Simon Pegg steals Nick Frost’s first solo vehicle, Cuban Fury, with a cameo
Having made his name working alongside his pal Simon Pegg (mostly in projects directed by Edgar Wright), Nick Frost finally gets his own starring vehicle with Cuban Fury, a romantic comedy about a middle-aged English sad sack who takes up salsa dancing to win a woman’s heart. Pegg does appear in a cameo, for all of two seconds, and it’s a sign of how blandly formulaic this movie is that they’re the two funniest seconds in the entire picture. Cuban Fury feels like the product of a computer program that was fed a dozen screenwriting manuals and synthesized the ultimate generic rom-com. Only one scene—the very one that Pegg shows up in—demonstrates any real creativity, and even that mostly amounts to a couple of goofy dudes attempting to intimidate each other with terrible dance moves.
Every mediocre movie needs a useless backstory, so we first meet Bruce as a young boy (Ben Radcliffe) whose love for salsa gets beaten out of him by a gang of classmates, the bullies forcing him eat the sequins on his competition outfit. Decades later, Bruce (now played by Frost) works at a job so dull that his coffee mug reads “I Love My Lathe,” and is still regularly being bullied, nowadays by an obnoxious co-worker named Drew (Chris O’Dowd).
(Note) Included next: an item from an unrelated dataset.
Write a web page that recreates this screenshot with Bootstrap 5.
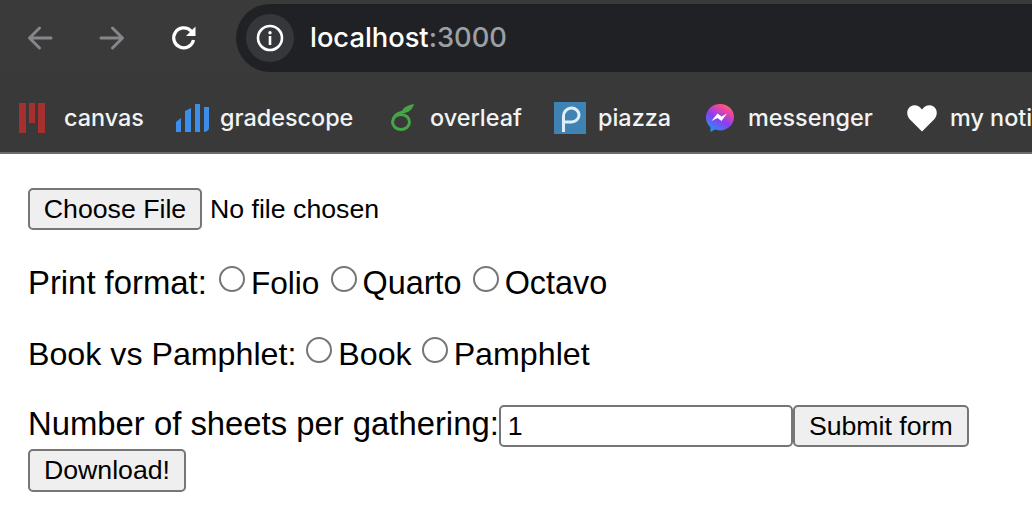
<!DOCTYPE html>
<html lang="en">
<head>
<meta charset="utf-8">
<title>localhost:3000</title>
<link href="https://cdn.jsdelivr.net/npm/bootstrap@5.3.0/dist/css/bootstrap.min.css" rel="stylesheet">
<style>
html,body{height:530px;overflow:hidden;background:#fff}
.browser-top{height:72px;background:#3a3a3b;padding-top:4px}
.nav-ico{width:72px;height:68px;flex:none}
.first-ico{margin-left:4px}
.omnibox{height:68px;background:#202124;border-radius:34px 0 0 34px;margin-left:16px;padding-left:10px;overflow:hidden}
.info-pill{width:48px;height:48px;border-radius:50%;background:#36373a}
.url-text{font:500 27.3px/1 Inter,"Liberation Sans",sans-serif;color:#fff;margin-left:16px}
.url-port{color:#9aa0a6}
.bookmarks{height:82px;background:#393939;border-bottom:2px solid #6a6b6d;padding-left:19px;padding-top:11px;overflow:hidden;white-space:nowrap}
.mark-item{font:500 23.4px/1 Inter,"Liberation Sans",sans-serif;color:#f1f3f4;flex:none}
.mark-item svg{flex:none;display:block}
.mark-canvas{width:157px}.mark-canvas svg{margin-right:19px}
.mark-grade{width:214px}.mark-grade svg{margin-right:11px}
.mark-over{width:164px}.mark-over svg{margin-right:16px}
.mark-piazza{width:151px}.mark-piazza svg{margin-right:12px}
.mark-msg{width:202px}.mark-msg svg{margin-right:13px}
.mark-notes svg{margin-right:13px}
.page-form{padding:34px 0 0 28px;font:32.85px/41px "Liberation Sans",Arial,sans-serif;color:#000}
.form-line{margin-bottom:30px}
.form-line.file-line{margin-bottom:32px;height:42px;line-height:42px}
.form-line.kind-line{font-size:32.2px}
.kind-line .radio-dot{margin-left:1px}
.fmt-label{font-size:32.4px}
.folio-label{font-size:31.6px}
.native-btn,.file-input::file-selector-button{font:26.7px/1 "Liberation Sans",Arial,sans-serif;height:42px;background:#efefef;border:2px solid #767676;border-radius:5px;color:#000;padding:0;vertical-align:top}
.file-input{font:26.7px/42px "Liberation Sans",Arial,sans-serif;height:42px;width:420px;display:block}
.file-input::file-selector-button{margin-right:8px;width:174px}
.radio-dot{appearance:none;-webkit-appearance:none;width:26px;height:26px;border:2px solid #767676;border-radius:50%;background:#fff;margin:0 6px 0 2px;vertical-align:2px}
.radio-first{margin-left:3px}
.sheets-input{width:294px;height:42px;font:26.7px "Liberation Sans",Arial,sans-serif;border:2px solid #767676;border-radius:5px;padding:0 7px;vertical-align:top;color:#000}
.sheets-line{line-height:38px}
.btn-submit{width:176px}
.btn-download{width:158px;display:block;margin-top:2px;height:43px}
</style>
</head>
<body class="m-0">
<header>
  <div class="browser-top d-flex align-items-stretch">
    <div class="nav-ico first-ico d-flex align-items-center justify-content-center">
      <svg width="26" height="26" viewBox="0 0 26 26" fill="none" stroke="#85878a" stroke-width="3" stroke-linecap="round" stroke-linejoin="round"><path d="M24 13H3M12.500 3 2.500 13 12.500 23"/></svg>
    </div>
    <div class="nav-ico d-flex align-items-center justify-content-center">
      <svg width="26" height="26" viewBox="0 0 26 26" fill="none" stroke="#85878a" stroke-width="3" stroke-linecap="round" stroke-linejoin="round"><path d="M2 13H23M13.500 3 23.500 13 13.500 23"/></svg>
    </div>
    <div class="nav-ico d-flex align-items-center justify-content-center">
      <svg width="28" height="28" viewBox="0 0 28 28" fill="none"><path d="M23.500 16a10 10 0 1 1-2.800-9.300L24 10" stroke="#fff" stroke-width="3.200"/><path d="M25.500 2.500V12H16z" fill="#fff"/></svg>
    </div>
    <div class="omnibox flex-grow-1 d-flex align-items-center">
      <div class="info-pill d-flex align-items-center justify-content-center">
        <svg width="28" height="28" viewBox="0 0 28 28" fill="none"><circle cx="14" cy="14" r="12" stroke="#fff" stroke-width="2.600"/><circle cx="14" cy="8.700" r="1.700" fill="#fff"/><rect x="12.700" y="12" width="2.600" height="9" fill="#fff"/></svg>
      </div>
      <span class="url-text">localhost<span class="url-port">:3000</span></span>
    </div>
  </div>
  <nav class="bookmarks d-flex align-items-center">
    <div class="mark-item mark-canvas d-flex align-items-center">
      <svg width="26" height="30" viewBox="0 0 26 30"><path fill="#a5302f" d="M0 0h7v30H0zM10 0h6v20h-6zM19 0h7v30h-7z"/></svg>canvas
    </div>
    <div class="mark-item mark-grade d-flex align-items-center">
      <svg width="33" height="28" viewBox="0 0 33 28"><path fill="#3d8ee8" d="M0 28V18l5-4v14zM9 28V7l6-3v24zM19 28V0h5v28zM28 28V3h5v21q0 3-5 4z"/></svg>gradescope
    </div>
    <div class="mark-item mark-over d-flex align-items-center">
      <svg width="24" height="27" viewBox="0 0 24 27" fill="none"><ellipse cx="11" cy="18" rx="8.500" ry="7.500" stroke="#47a447" stroke-width="3"/><path d="M3 17C3 12 7 9 12 8" stroke="#47a447" stroke-width="2.500"/><path d="M11 9C13 3 18 1 24 0c-1 5-6 10-13 9z" fill="#47a447"/></svg>overleaf
    </div>
    <div class="mark-item mark-piazza d-flex align-items-center">
      <svg width="32" height="32" viewBox="0 0 32 32"><rect width="32" height="32" fill="#3f83b4"/><path d="M9.500 30V14a8 8 0 0 1 8-8 7.500 7 0 0 1 0 14H11" fill="none" stroke="#dfeef8" stroke-width="3"/></svg>piazza
    </div>
    <div class="mark-item mark-msg d-flex align-items-center">
      <svg width="30" height="30" viewBox="0 0 30 30"><defs><linearGradient id="msg" x1="0.200" y1="1" x2="0.800" y2="0"><stop offset="0" stop-color="#1d9bf0"/><stop offset=".45" stop-color="#8a3df5"/><stop offset=".8" stop-color="#f0469c"/><stop offset="1" stop-color="#ff6d68"/></linearGradient></defs><path fill="url(#msg)" d="M15 1C7 1 1 7 1 14.500c0 4 1.700 7.400 4.500 9.700V29l4.400-2.400c1.600.5 3.300.8 5.100.8 8 0 14-6 14-13.400S23 1 15 1z"/><path fill="#fff" d="M6.500 18l6-7.500 4 3 5.500-3-5.500 7.500-4-3z"/></svg>messenger
    </div>
    <div class="mark-item mark-notes d-flex align-items-center">
      <svg width="30" height="28" viewBox="0 0 30 28"><path fill="#fff" d="M15 27.500 3 15.500C-1 11-.5 5 3.500 2.500 7.500 0 12 1.500 15 5.500c3-4 7.500-5.500 11.500-3 4 2.500 4.500 8.500.5 13z"/></svg>my notifications
    </div>
  </nav>
</header>
<main class="page-form">
  <form>
    <div class="form-line file-line"><input class="file-input" type="file" aria-label="File"></div>
    <div class="form-line">Print format: <input class="radio-dot radio-first" type="radio" name="fmt" id="f1" aria-label="Folio"><label class="folio-label" for="f1">Folio</label> <input class="radio-dot" type="radio" name="fmt" id="f2" aria-label="Quarto"><label class="fmt-label" for="f2">Quarto</label> <input class="radio-dot" type="radio" name="fmt" id="f3" aria-label="Octavo"><label class="fmt-label" for="f3">Octavo</label></div>
    <div class="form-line kind-line">Book vs Pamphlet: <input class="radio-dot" type="radio" name="kind" id="k1" aria-label="Book"><label for="k1">Book</label> <input class="radio-dot" type="radio" name="kind" id="k2" aria-label="Pamphlet"><label for="k2">Pamphlet</label></div>
    <div class="sheets-line"><label for="sheets">Number of sheets per gathering:</label><input class="sheets-input" id="sheets" type="text" value="1"><button class="native-btn btn-submit" type="button">Submit form</button><button class="native-btn btn-download" type="button">Download!</button></div>
  </form>
</main>
</body>
</html>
When their firm hires an American, Julia (Rashida Jones), as their new manager, both Bruce and Drew make a play for her, but Bruce soon discovers a possible advantage that might compensate for his poor physique and lack of savoir faire: Julia is taking salsa classes. Before you can say “Tito Puente,” he’s tracking down his former instructor (Ian McShane) and engaging in the sort of training montage one would have thought Team America: World Police had permanently killed years ago.
Frost reportedly spent months learning how to salsa, but while he doesn’t embarrass himself, neither does he manage to justify the oohs and aahs that accompany Bruce’s gyrations during the inevitable climactic dance contest. Most of the ostensible comedy, meanwhile, is predicated on the sight of a big fat guy trying to be physically graceful—though that’s still preferable to O’Dowd’s unmodulated asshole routine, or to the sorry presence of another dancer (Kayvan Novak) inhabiting every gay stereotype in the book. Nor is there any particular chemistry between Frost and Jones, whose characters are so lazily written that they have not one but two meet-cutes in which they collide—once while walking down a hallway, then again later when Julia accidentally hits Bruce with her car while he’s cycling. There’s not an ounce of fury in the entire movie, nor any other strong emotion; it’s the sort of lackluster, amiable, doggedly unambitious film you tolerate when you’re too exhausted to pick up the remote and find something more worthwhile.